Savaş’ın (2002) “İlköğretim Fen Öğretiminde Öğretmenlerin İzlediği Öğretim Yöntemleri ve Bu Yöntemlerin Öğrenci Başarısına Etkisi” isimli çalışması Kastamonu merkez ilçede görev yapan 34 ilköğretim 5. sınıf öğretmeni ve 620 5. sınıf öğrencisini kapsamaktadır. Seçilen okullarda ikişer tane 5. sınıf şubesi bulunmakta olup, bu şubelerden birine öğrenci merkezli öğretim yaklaşımı, diğerine ise öğretmen merkezli öğretim yaklaşımı uygulanmış ve ilgili ünite bu şekilde işlenmiştir. Sonuç şu şekilde belirtilmiştir;

Öğrenci merkezli yaklaşımla hareket edilen grupların başarısı daha yüksek çıkmıştır.

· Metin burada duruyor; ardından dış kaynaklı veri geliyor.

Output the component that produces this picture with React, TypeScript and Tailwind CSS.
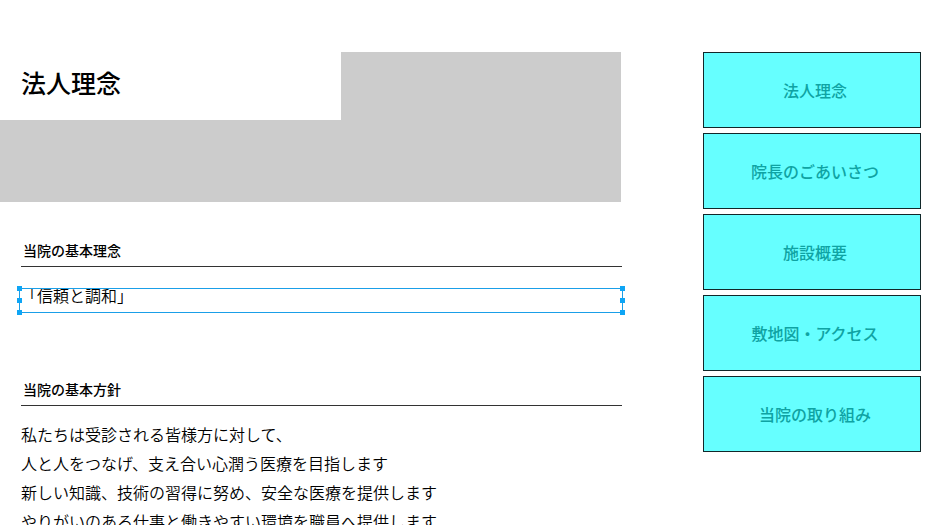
import React from "react";

const navItems = ["法人理念", "院長のごあいさつ", "施設概要", "敷地図・アクセス", "当院の取り組み"];

const policies = [
  "私たちは受診される皆様方に対して、",
  "人と人をつなげ、支え合い心潤う医療を目指します",
  "新しい知識、技術の習得に努め、安全な医療を提供します",
  "やりがいのある仕事と働きやすい環境を職員へ提供します",
];

const handles = [
  "-left-[3px] -top-[3px]",
  "-left-[3px] top-[9px]",
  "-left-[3px] -bottom-[3px]",
  "-right-[3px] -top-[3px]",
  "-right-[3px] top-[9px]",
  "-right-[3px] -bottom-[3px]",
];

function SectionHeading({ children }: { children: React.ReactNode }) {
  return (
    <h2 className="border-b border-[#333] pb-1 pl-0.5 text-sm leading-6 font-medium">{children}</h2>
  );
}

function SelectionFrame() {
  return (
    <div aria-hidden="true" className="pointer-events-none absolute inset-y-0 -right-px -left-0.5 border border-[#1a9fe8]">
      {handles.map((place) => (
        <span key={place} className={`absolute size-[5px] bg-[#0ea5f5] ${place}`} />
      ))}
    </div>
  );
}

export default function App() {
  return (
    <div className="flex items-start gap-[82px] bg-white pt-[52px] pr-[27px] font-['Noto_Sans_CJK_JP',sans-serif] text-black">
      <main className="min-w-0 flex-1">
        <header className="bg-[#ccc] pb-[82px]">
          <div className="flex h-[68px] w-[341px] items-center bg-white pb-2 pl-[21px]">
            <h1 className="text-[25px] leading-8 font-medium">法人理念</h1>
          </div>
        </header>
        <div className="-mr-px pt-9 pl-[21px]">
          <section className="pb-16">
            <SectionHeading>当院の基本理念</SectionHeading>
            <div className="relative mt-[21px] h-[25px]">
              <p className="text-base leading-[14px] font-[350]">「信頼と調和」</p>
              <SelectionFrame />
            </div>
          </section>
          <section>
            <SectionHeading>当院の基本方針</SectionHeading>
            <ul className="mt-[14px] text-base leading-[29px] font-[350]">
              {policies.map((line) => (
                <li key={line}>{line}</li>
              ))}
            </ul>
          </section>
        </div>
      </main>
      <nav aria-label="法人案内" className="w-[218px] shrink-0">
        <ul className="flex flex-col gap-[5px]">
          {navItems.map((item) => (
            <li key={item}>
              <a
                href="#"
                className="flex h-[76px] items-center justify-center border border-[#12282a] bg-[#6ff] pl-1.5 text-base leading-6 font-medium text-[#0fa3a3]"
              >
                {item}
              </a>
            </li>
          ))}
        </ul>
      </nav>
    </div>
  );
}
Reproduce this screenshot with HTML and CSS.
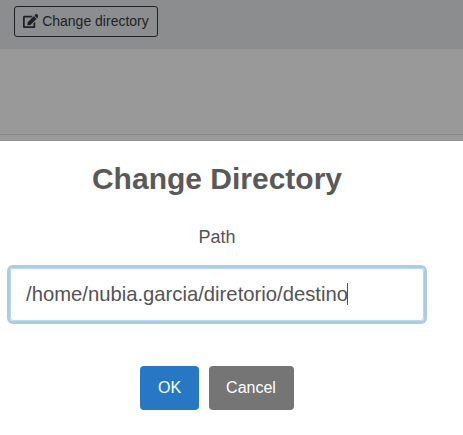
FILE: index.html
```html
<!DOCTYPE html>
<html lang="en">
<head>
<meta charset="utf-8">
<title>Change Directory</title>
<link rel="stylesheet" href="styles.css">
</head>
<body>
<header class="toolbar">
  <button class="change" type="button">
    <svg class="icon" viewBox="0 0 576 512" aria-hidden="true"><path fill="currentColor" d="M402.6 83.2l90.2 90.2c3.8 3.8 3.8 10 0 13.8L274.4 405.6l-92.8 10.3c-12.400 1.400-22.900-9.100-21.500-21.500l10.300-92.800L388.800 83.200c3.800-3.800 10-3.800 13.800 0zm162-22.900l-48.800-48.800c-15.200-15.200-39.900-15.200-55.200 0l-35.400 35.400c-3.800 3.800-3.800 10 0 13.800l90.200 90.200c3.800 3.800 10 3.800 13.800 0l35.400-35.400c15.200-15.300 15.200-40 0-55.200zM384 346.200V448H64V128h229.800c3.200 0 6.200-1.300 8.500-3.500l40-40c7.600-7.600 2.200-20.500-8.500-20.500H48C21.500 64 0 85.500 0 112v352c0 26.500 21.500 48 48 48h352c26.500 0 48-21.500 48-48V306.200c0-10.700-12.900-16-20.500-8.500l-40 40c-2.200 2.300-3.500 5.300-3.500 8.500z"/></svg>
    <span>Change directory</span>
  </button>
</header>
<div class="content"></div>
<main class="dialog">
  <h2 class="title">Change Directory</h2>
  <div class="label">Path</div>
  <div class="field"><span>/home/nubia.garcia/diretorio/destino</span><i class="caret"></i></div>
  <div class="actions">
    <button class="btn ok" type="button">OK</button>
    <button class="btn cancel" type="button">Cancel</button>
  </div>
</main>
</body>
</html>
```
FILE: styles.css
```css
* { box-sizing: border-box; }

body {
  margin: 0;
  height: 435px;
  overflow: hidden;
  background: #999;
  font-family: "Liberation Sans", Arial, sans-serif;
}

.toolbar {
  height: 49px;
  padding: 6px 14px;
  background: #8b8d8f;
}

.change {
  display: flex;
  align-items: center;
  gap: 3.8px;
  width: 144px;
  height: 31px;
  padding: 0 0 0 7.6px;
  border: 1px solid #1f2225;
  border-radius: 3px;
  background: transparent;
  color: #1f2225;
  font: 14px/21px "Liberation Sans", Arial, sans-serif;
  white-space: nowrap;
}

.icon {
  flex: none;
  width: 15.75px;
  height: 14px;
  margin-bottom: 2px;
}

.content {
  height: 86px;
  border-bottom: 1px solid #868686;
}

.dialog {
  margin-top: 6px;
  height: 294px;
  padding-right: 29px;
  background: #fff;
  color: #595959;
  text-align: center;
}

.title {
  margin: 0;
  padding-top: 20px;
  font-size: 30px;
  line-height: 36px;
  font-weight: 700;
}

.label {
  margin-top: 30px;
  font-size: 18px;
  line-height: 21px;
  color: #545454;
}

.field {
  display: flex;
  align-items: center;
  width: 414px;
  height: 53px;
  margin: 20px 0 0 10px;
  padding: 0 15px;
  border: 1px solid #b4dbed;
  border-radius: 3px;
  box-shadow: 0 0 0 3px #b0cae3;
  color: #545454;
  font-size: 20.25px;
  white-space: nowrap;
}

.caret {
  width: 1px;
  height: 22px;
  margin: 0 0 1px -1px;
  background: #545454;
}

.actions {
  display: flex;
  justify-content: center;
  gap: 10px;
  margin-top: 45px;
}

.btn {
  height: 44px;
  padding: 0;
  border: 0;
  border-radius: 4px;
  color: #fff;
  font: 16px "Liberation Sans", Arial, sans-serif;
}

.ok {
  width: 59px;
  background: #2778c4;
}

.cancel {
  width: 85px;
  padding-right: 1px;
  background: #757575;
}
```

Öğretmenlerin yeni öğretim yöntemleri hakkında yeterli bilgileri yoktur. Öğretmenlerin öğrenci merkezli öğretim yaklaşımını bütün öğretim yöntemlerinin uygulanmasında göz önünde bulundurması önerilmiştir.

Can (2004) “Etkili Fen Bilgisi Öğretimi” isimli çalışmasında İDV Özel Bilkent İlköğretim Okulunda 4. ve 5. sınıf Fen Bilgisi dersi programı kapsamında uygulanan etkili öğretim teknikleri, etkili sınıf yönetimi ve alternatif değerlendirme uygulamaları ile verilen çağdaş bilim eğitimi programının özelliklerini belirtmiştir.

• 4. ve 5. sınıf programlarının belirli bir ismi vardır.

4. sınıflar: Bilim dedektifleri iş başında 5. sınıflar: Ben bir bilim adamıyım

• Program etkinlikler yoluyla uygulanır

• Fen Bilgisi kitap-defteri kullanılır

• Her sınıfta Fen Bilgisi panosu vardır.

• Öğrenciler alternatif yöntemlerle değerlendirilir.

• Program dışı etkinliklere yer verilir.

Uygulanan program sonucunda 107 öğrenci ve 72 veliye uygulanan 30 soruluk değerlendirme testi ile hem öğrenci hem de veliler uygulanan programdan memnun olduğu belirtilmiştir. Araştırmacıya göre etkili fen öğretimiyle öğrenci önce dersi sever.

Derste etkindir, yaparak yaşayarak öğrenir, bilgiyi kendisi keşfeder ve bulur.